Kalau datang ke perkawinan para tamu akan memberikan angpau
yaitu amplop bergaris merah berisi uang kepada tuan atau nyonya rumah. Para
pria Betawi biasanya memakai baju koko dengan padanan celana batik dan sarung
yang diselempangkan di leher. Para
perempuan memakai kebaya nyonya. Kebaya
ini merupakan pengaruh tidak langsung orang Tionghoa peranakan terhadap kaum
Betawi, meski asalnya dari kaum Belanda peranakan (Indo). Kebaya ini kemudian
diadaptasi dan dimodifikasi kaum Tionghoa peranakan (Nyonya).
Jika kebaya kaum Indo hanya berwarna putih dengan pinggiran
berenda indah, maka kebaya perempuan Tionghoa peranakan lama kelamaan tidak lagi
berwarna putih dan berenda namun diberi bordir (sulaman) benang warna-warni.
Bermacam motif dekoratif disulamkan di sini, mulai dari aneka flora, kupu-kupu,
burung, dan lain-lain.
Jika kebaya Indo memiliki ujung rata, kebaya nyonya dibuat
menjadi sonday (meruncing). Ujung sonday inilah yang kemudian menjadi ciri khas
kebaya nyonya peranakan yang kemudian popular dengan sebutan kebaya encim. Selanjutnya
kebaya encim dikenakan perempuan Betawi
dan menjadi dress code dalam berbagai event bernuansa budaya Betawi. Tapi kebaya
nyonya yang diadopsi orang Betawi sama sekali tidak menampilkan bentuk hiasan seperti
udang, ikan, rusa, kupu-kupu, dan burung.
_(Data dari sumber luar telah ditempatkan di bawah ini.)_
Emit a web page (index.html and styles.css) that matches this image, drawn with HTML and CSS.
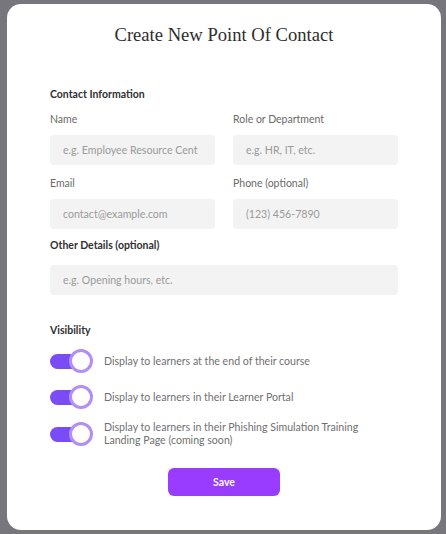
FILE: index.html
```html
<!DOCTYPE html>
<html>
<head>
<meta charset="utf-8">
<link rel="stylesheet" href="styles.css">
</head>
<body>
<div class="modal">
  <h1 class="title">Create New Point Of Contact</h1>
  <h2 class="section">Contact Information</h2>
  <div class="grid">
    <div class="field">
      <label class="label">Name</label>
      <div class="input">e.g. Employee Resource Cent</div>
    </div>
    <div class="field">
      <label class="label">Role or Department</label>
      <div class="input">e.g. HR, IT, etc.</div>
    </div>
    <div class="field">
      <label class="label">Email</label>
      <div class="input">contact@example.com</div>
    </div>
    <div class="field">
      <label class="label">Phone (optional)</label>
      <div class="input">(123) 456-7890</div>
    </div>
  </div>
  <h2 class="section other">Other Details (optional)</h2>
  <div class="input wide">e.g. Opening hours, etc.</div>
  <h2 class="section vis">Visibility</h2>
  <div class="toggles">
    <div class="row">
      <span class="toggle"><span class="knob"></span></span>
      <span class="rtext">Display to learners at the end of their course</span>
    </div>
    <div class="row">
      <span class="toggle"><span class="knob"></span></span>
      <span class="rtext">Display to learners in their Learner Portal</span>
    </div>
    <div class="row">
      <span class="toggle"><span class="knob"></span></span>
      <span class="rtext">Display to learners in their Phishing Simulation Training<br>Landing Page (coming soon)</span>
    </div>
  </div>
  <div class="actions"><button class="save">Save</button></div>
</div>
</body>
</html>
```
FILE: styles.css
```css
html, body {
  margin: 0;
  padding: 0;
}
body {
  background: #78767d;
  width: 446px;
  height: 534px;
  overflow: hidden;
  font-family: "Lato", "Open Sans", sans-serif;
}
.modal {
  box-sizing: border-box;
  margin: 4px 0 0 7px;
  width: 434px;
  height: 526px;
  background: #ffffff;
  border-radius: 14px;
  padding: 19px 43px 0 43px;
}
.title {
  margin: 0;
  text-align: center;
  font-family: "Liberation Serif", "DejaVu Serif", serif;
  font-weight: normal;
  font-size: 18.6px;
  line-height: 24px;
  color: #2e2e2e;
}
.section {
  margin: 40px 0 0 0;
  font-size: 10.5px;
  line-height: 14px;
  font-weight: 700;
  color: #2f2f2f;
}
.grid {
  margin-top: 11px;
  display: grid;
  grid-template-columns: 165px 165px;
  column-gap: 18px;
  row-gap: 11px;
}
.field {
  display: flex;
  flex-direction: column;
}
.label {
  font-size: 10.5px;
  line-height: 14px;
  color: #6a6a6a;
  margin-bottom: 9px;
}
.input {
  box-sizing: border-box;
  height: 30px;
  background: #f3f3f3;
  border-radius: 4px;
  padding-left: 13px;
  font-size: 10.6px;
  line-height: 30px;
  color: #9a9a9a;
  white-space: nowrap;
  overflow: hidden;
}
.other {
  margin-top: 9px;
}
.wide {
  margin-top: 13px;
  width: 348px;
}
.vis {
  margin-top: 28px;
}
.toggles {
  margin-top: 12px;
  display: flex;
  flex-direction: column;
  gap: 12px;
}
.row {
  display: flex;
  align-items: center;
  gap: 11px;
  min-height: 24px;
}
.toggle {
  position: relative;
  flex: none;
  width: 43px;
  height: 24px;
  display: flex;
  align-items: center;
}
.toggle::before {
  content: "";
  display: block;
  width: 32px;
  height: 15px;
  border-radius: 8px;
  background: #7a4cf6;
}
.knob {
  position: absolute;
  right: 0;
  top: 0;
  box-sizing: border-box;
  width: 24px;
  height: 24px;
  border-radius: 50%;
  background: #ffffff;
  border: 3px solid #b28ef5;
}
.rtext {
  font-size: 10.6px;
  line-height: 13px;
  color: #707070;
}
.actions {
  margin-top: 21px;
  display: flex;
  justify-content: center;
}
.save {
  width: 112px;
  height: 28px;
  border: none;
  border-radius: 6px;
  background: #9a3cff;
  color: #ffffff;
  font-family: "Lato", "Open Sans", sans-serif;
  font-weight: 700;
  font-size: 10.5px;
  cursor: pointer;
}
```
Menjelang Sincia (tahun baru Imlek) di kalangan peranakan di
Jakarta ada kebiasaan turun temurun mengantarkan ikan bandeng dan kue keranjang
untuk mertua atau calon mertua. Ini diangap tindakan yang tahu adat.Tak jarang
ikatan pertunangan dinyatakan putus
karena sang calon menantu tidak tahu adat, tidak mengerti kewajibannya
mengantar ikan bandeng dan kue keranjang kepada calon mertua. Kebiasaan ini
masih dilakukan di kalangan Betawi dengan membelinya di pasar ikan bandeng di
Rawabelong, Jakarta Barat, yang ramai menjelang Sincia.